The issues edited by Phahle contained more reports on political struggles inside the country. Issue no. 4 dealt with the school boycotts in Phahle’s article ‘We don’t want no education’. This attracted the attention of News and Letters, the organization of Raya Dunayevskaya and, formerly, CLR James, and of Ufahamu, the journal of the University of California, Los Angeles-based African Activist Association. News and Letters reprinted parts of the article, and Ufahamu, all of it. Issue no. 5 contained a piece on the anti-rent strikes, and no. 6, an article on the Transvaal bus boycotts, which was cited by Tom Lodge in his Black Politics in South Africa. Nos. 7 and 8 were general issues. Solidarity tried to link with organizations in other parts of the world by reporting about them and expressing solidarity with their struggles. It published an article by Walter Rodney, leader of the Working People’s Alliance of Guyana, and reported on his assassination. It covered the Eritrean struggle for self-determination and wrote about Solidarnosc in Poland as a working-class movement struggling to find expression against a repressive regime.
Solidarity was distributed to all the African governments. The BCMA hoped to gain support to set up a military wing, and the interim committee went to Nigeria to present Our Urgent Tasks to the Nigerian government in a bid for recognition. They returned optimistic about the possibility of getting financial support. However, their optimism was misplaced, as the Nigerian government did not recognize them. The Nigerian episode destabilised the BCMA.
Anticipating recognition and support from Nigeria, according to Phahle, some interim committee members began to position themselves within the organization in order to become the direct recipients of the expected funding. They made unsubstantiated accusations against three other members – including Phahle –claiming that they caucused amongst themselves while attending an interim committee meeting in Germany. They questioned the prominence Solidarity was giving to reporting on open struggle activities inside the country, arguing that ‘the people don’t need reports of struggles they are involved in’. This created an atmosphere of intense factional conflict within the BCMA.
As a result of the conflictual climate, Phahle left the BCMA around 1982. He had not joined the BCMA as an adherent of black consciousness philosophy, but rather to identify and express solidarity with a movement that at the time was playing a significant role inside the country but that was internationally beleaguered due to ANC and SACP opposition.

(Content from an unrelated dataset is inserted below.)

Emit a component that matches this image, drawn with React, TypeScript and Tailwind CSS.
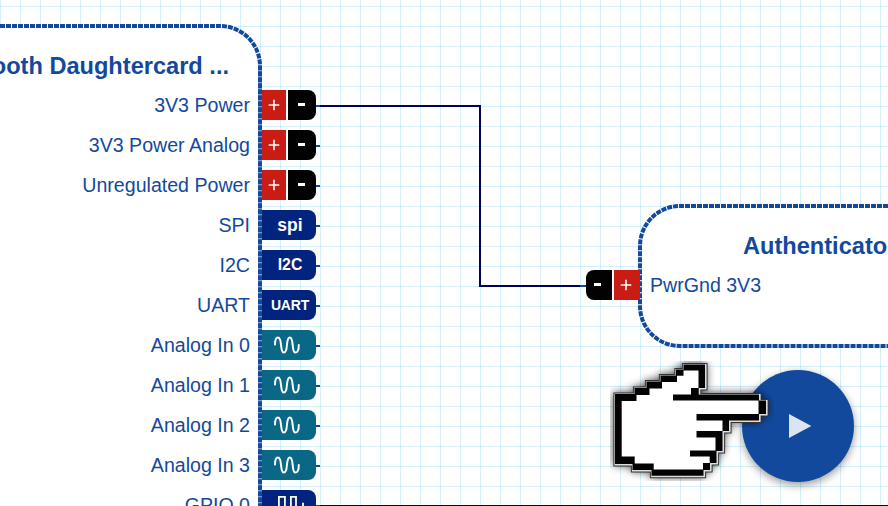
import type { ReactNode } from "react";

type Kind = "power" | "spi" | "i2c" | "uart" | "analog" | "gpio";

const ports: { label: string; kind: Kind }[] = [
  { label: "3V3 Power", kind: "power" },
  { label: "3V3 Power Analog", kind: "power" },
  { label: "Unregulated Power", kind: "power" },
  { label: "SPI", kind: "spi" },
  { label: "I2C", kind: "i2c" },
  { label: "UART", kind: "uart" },
  { label: "Analog In 0", kind: "analog" },
  { label: "Analog In 1", kind: "analog" },
  { label: "Analog In 2", kind: "analog" },
  { label: "Analog In 3", kind: "analog" },
  { label: "GPIO 0", kind: "gpio" },
];

function Plus() {
  return (
    <svg className="size-3" viewBox="0 0 12 12" stroke="#fff" strokeWidth="1.6">
      <path d="M6 .7v10.600M.7 6h10.600" />
    </svg>
  );
}

function Minus() {
  return <span className="h-[3px] w-[7px] bg-white" />;
}

function Solid({ color, children }: { color: string; children: ReactNode }) {
  return (
    <div className={`flex h-[30px] w-[54px] items-center justify-center rounded-r-[8px] font-bold text-white ${color}`}>
      {children}
    </div>
  );
}

function Chip({ kind }: { kind: Kind }) {
  switch (kind) {
    case "power":
      return (
        <div className="flex h-[30px] w-[54px] gap-[2px] bg-white">
          <div className="flex w-6 items-center justify-center bg-[#c81c14]">
            <Plus />
          </div>
          <div className="flex w-7 items-center justify-center rounded-r-[8px] bg-[#020202] pr-[1px] pb-[1px]">
            <Minus />
          </div>
        </div>
      );
    case "spi":
      return (
        <Solid color="bg-[#02247f]">
          <span className="pl-[2px] text-[17.5px] leading-[28px]">spi</span>
        </Solid>
      );
    case "i2c":
      return (
        <Solid color="bg-[#02247f]">
          <span className="pl-[2px] text-[15.8px] leading-[30px]">I2C</span>
        </Solid>
      );
    case "uart":
      return (
        <Solid color="bg-[#02247f]">
          <span className="pl-[2px] text-[14px] leading-[30px] tracking-[-0.2px]">UART</span>
        </Solid>
      );
    case "analog":
      return (
        <Solid color="bg-[#0b6786]">
          <svg className="h-[30px] w-[54px]" viewBox="0 0 54 30" fill="none" stroke="#fff" strokeWidth="2" strokeLinecap="round">
            <path d="M13 14.5C13 10 14 7.4 16 7.4C20.800 7.400 17.300 22.600 22 22.600S23.200 7.400 27.800 7.400S29 22.600 33.500 22.600C35.700 22.600 36.800 20 36.800 15" />
          </svg>
        </Solid>
      );
    default:
      return (
        <Solid color="bg-[#02247f]">
          <svg className="h-[30px] w-[54px]" viewBox="0 0 54 30" fill="none" stroke="#fff" strokeWidth="1.8">
            <path d="M12 21h4.900V6.900h6V21h6V6.900h5.100V21h7V12.800" />
          </svg>
        </Solid>
      );
  }
}

function PortRow({ label, kind }: { label: string; kind: Kind }) {
  return (
    <div className="flex h-10 items-center">
      <span className="flex-1 pr-[12px] text-right text-[19.6px] leading-[30px] whitespace-nowrap">{label}</span>
      <Chip kind={kind} />
      <span className="mt-[2px] h-[2px] w-1 bg-[#13499d]" />
    </div>
  );
}

function Hand() {
  const outline =
    "615,394 634.5,394 634.5,388 646.5,388 646.5,381.5 660.5,381.5 660.5,375.5 676,375.5 676,369.5 683.5,369.5 683.5,364.5 705,364.5 705,388 698.7,388 698.7,394.5 759,394.5 759,400.5 766,400.5 766,414 759,414 759,420.5 729,420.5 729,431 722.5,431 722.5,451 716.5,451 716.5,463 710,463 710,470 703.5,470 703.5,475.7 651.5,475.7 651.5,470 632.5,470 632.5,464 615,464";
  const inside =
    "621.7,401 636.5,401 636.5,395 649.5,395 649.5,388.5 662,388.5 662,382 677,382 677,375.7 683.5,375.7 683.5,370.5 698.5,370.5 698.5,388 691,388 691,394.5 673,394.5 673,400.5 758.5,400.5 758.5,414 696.5,414 696.5,420.5 722.5,420.5 722.5,431 696.5,431 696.5,437.5 715.5,437.5 715.5,450.5 690,450.5 690,456.5 709.7,456.5 709.7,463 703,463 703,469.5 653.7,469.5 653.7,463.5 634.7,463.5 634.7,456.5 621.7,456.5";
  return (
    <svg className="absolute top-[361px] left-[610px] h-[120px] w-[164px]" viewBox="610 361 164 120">
      <defs>
        <filter id="handShade" x="-20%" y="-20%" width="140%" height="140%">
          <feGaussianBlur stdDeviation="4" />
        </filter>
      </defs>
      <polygon points={outline} fill="#000" stroke="#000" strokeWidth="3" opacity=".75" filter="url(#handShade)" />
      <g transform="translate(.5 .5)">
        <polygon points={outline} fill="#000" stroke="#333" strokeWidth="4.200" />
        <polygon points={outline} fill="#000" stroke="#ddd" strokeWidth="2.200" />
      </g>
      <polygon points={outline} fill="#030303" />
      <polygon points={inside} fill="#fff" />
    </svg>
  );
}

export default function App() {
  return (
    <div className="relative h-[506px] w-[888px] overflow-hidden bg-white font-['Liberation_Sans',Arial,sans-serif] text-[#13499d]">
      <svg className="absolute inset-0 h-full w-full" viewBox="0 0 888 506" fill="none">
        <defs>
          <pattern id="grid" width="20" height="20" patternUnits="userSpaceOnUse" y="6">
            <path d="M.5 0v20M0 .5h20" stroke="#00a0e6" strokeOpacity=".16" />
          </pattern>
        </defs>
        <rect width="888" height="506" fill="url(#grid)" />
        <path d="M-60 26H220A40 40 0 0 1 260 66V520H-60Z" fill="#fff" />
        <path d="M900 206H680A40 40 0 0 0 640 246V306A40 40 0 0 0 680 346H900Z" fill="#fff" />
        <path d="M320 106H480V286H582" stroke="#00005f" strokeWidth="2" />
        <path d="M316 506H888" stroke="#00005f" strokeWidth="2" />
        <g stroke="#13499d" strokeWidth="4">
          <path d="M260 66V520" strokeOpacity=".4" />
          <path d="M-60 26H220A40 40 0 0 1 260 66V520" strokeDasharray="5 1" />
          <path d="M900 206H680A40 40 0 0 0 640 246V306A40 40 0 0 0 680 346H900" strokeDasharray="5 1" />
        </g>
      </svg>

      <section className="absolute top-[26px] left-[-90px] w-[410px]">
        <h2 className="h-[59px] pt-[24px] pr-[91px] text-right text-[23.6px] leading-[32px] font-bold whitespace-nowrap">
          Bluetooth Daughtercard ...
        </h2>
        {ports.map((p) => (
          <PortRow key={p.label} {...p} />
        ))}
      </section>

      <section className="absolute top-[206px] left-[580px] w-[400px]">
        <h2 className="h-[59px] pt-[24px] pl-[163px] text-[23.6px] leading-[32px] font-bold whitespace-nowrap">Authenticator</h2>
        <div className="flex h-10 items-center">
          <span className="mt-[2px] h-[2px] w-[6px] bg-[#13499d]" />
          <div className="flex h-[30px] gap-[2px] bg-white">
            <div className="flex w-[26px] items-center justify-center rounded-l-[8px] bg-[#020202] pr-[3px] pb-[1px]">
              <Minus />
            </div>
            <div className="flex w-[26px] items-center justify-center bg-[#c81c14] pr-[2px]">
              <Plus />
            </div>
          </div>
          <span className="pl-[10px] text-[19.6px] leading-[30px] whitespace-nowrap">PwrGnd 3V3</span>
        </div>
      </section>

      <button
        aria-label="Play"
        className="absolute top-[370px] left-[742px] size-28 rounded-full bg-[#13499d] shadow-[0_3px_8px_rgba(0,0,0,0.4)]"
      >
        <svg className="size-28" viewBox="0 0 112 112">
          <path d="M47 44L69.300 56L47 68Z" fill="#dce4f1" />
        </svg>
      </button>
      <Hand />
    </div>
  );
}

He and others formed the Azania Liberation Support Committee (ALSC) and in 1983 launched Azania Worker and Azania Frontline as publications that were part of the South African liberation movement, but independent of any political organization. As Marxists and socialists, Phahle and his comrades did not shun black consciousness nor find it antithetical to class consciousness – hence their adoption of the name Azania in the publication titles. Azania Worker was intended to be a non-sectarian forum in which socialists from all political currents could contribute towards the development of a theory and practice of social change, and in which they could exchange experiences and lessons drawn from past and present struggles. Azania Frontline: Newsletter of the Azania (South Africa) Liberation Support Committee published articles written by the committee based on news reports from South Africa and also reprinted news articles from South African newspapers written by black journalists. Phahle and the other members of the ALSC organized solidarity activities for the Metal & Allied Workers Union (MAWU) and the Western Cape regional office of the Electrical & Allied Trades Union (EATUSA). Throughout this period Phahle taught Maths at Lambeth College
In addition to editing the ALSC publications, Phahle contributed many articles to them, some under his own name, some under the pseudonyms Sanza Chocho and Lerato Ngolizwe, and some – such as, ‘Is the left in COSATU chickening out?’ Azania Frontline, 19, October 1987 – without attribution. He also contributed reports on the South African trade union movement to Labour Briefing and reviewed books on South Africa for Race & Class. In 1988 Baruch Hirson launched Searchlight South Africa: a Marxist journal of South African Studies, and Phahle served on its editorial board until January 1991 (issues 1 to 6). By 1989 the ALSC publications were having serious financial difficulties, so they were combined into Frontline Worker. Political conditions in South Africa were changing, and the last issue appeared in January 1991.
On 1 January 1995 Phahle returned to South Africa. He taught Maths at Vista University, launched the non-profit Dipalo School of Information and Communication Technology in Soweto, collaborated with researchers at the Women’s Development Foundation and acted as a statistical advisor on a project located in the Office of the President.
[i] Thomas G. Karis and Gail M. Gerhart, eds., From Protest to Challenge: A documentary history of African politics in South Africa, vol. 5, Bloomington and Indianapolis, Indiana University, 1997, p. 342, n 27. ↵
Roseinnes Daniel Phahle, Affidavit, 29 August 2000.|Interview with Roseinnes Phahle, Johannesburg, 7 July 2018.